On peut noter que dans le rapport, deux aspects sont soulignés : la capacité à motiver, à rendre possible des attaques hors du Moyen-Orient et en poussant au passage à l'acte ceux qui prennent des initiatives en Occident et puis le volet plus territorial avec l'Asie du Sud et du Sud-Est avec des pays qui sont majoritairement musulmans comme le Bangladesh, la Malaisie, l'Indonésie et qui sentent la pression de l'organisation par le biais de filières. Il n'y a pas très longtemps, le chef de l'armée indonésienne expliquait que presque toutes les provinces de l'Indonésie avaient vraisemblablement des cellules dormantes de Daech. Il y a aussi des pays qui ont des minorités musulmanes comme la Thaïlande et les Philippines.

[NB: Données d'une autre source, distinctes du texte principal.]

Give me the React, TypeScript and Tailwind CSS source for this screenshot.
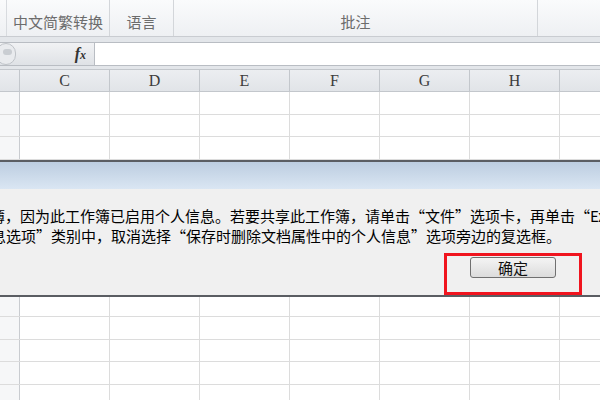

Depuis mai 2017, l'armée philippine est aux prises avec une structure militaire bien ancrée et qui est extrêmement difficile à déloger dans le projet de consolidation territorialisée de Daech.
De plus en plus de mineurs formés par Daech migrent du Moyen-Orient vers des pays comme l'Indonésie ou la Malaisie. Daech est-elle en train de se chercher un nouveau terrain pour remplacer la Syrie et l'Irak ?
Dans l'idée des lionceaux du califat, la nouvelle génération qui a été préparée en Syrie et en Irak et qui constituent des bombes à retardement, Daech a anticipé la chute de Raqqa et Mossoul en sachant qu'une partie de la première génération de Daech allait être éliminée. Ces lionceaux du califat seraient éventuellement envoyés sur de nouveaux théâtres et de ce point de vue-là, l'Asie du Sud et surtout du Sud-Est font figures de pièces centrales. Le chargé de pouvoir de Daech est vraisemblablement à l'origine de l'opération sur Marawi.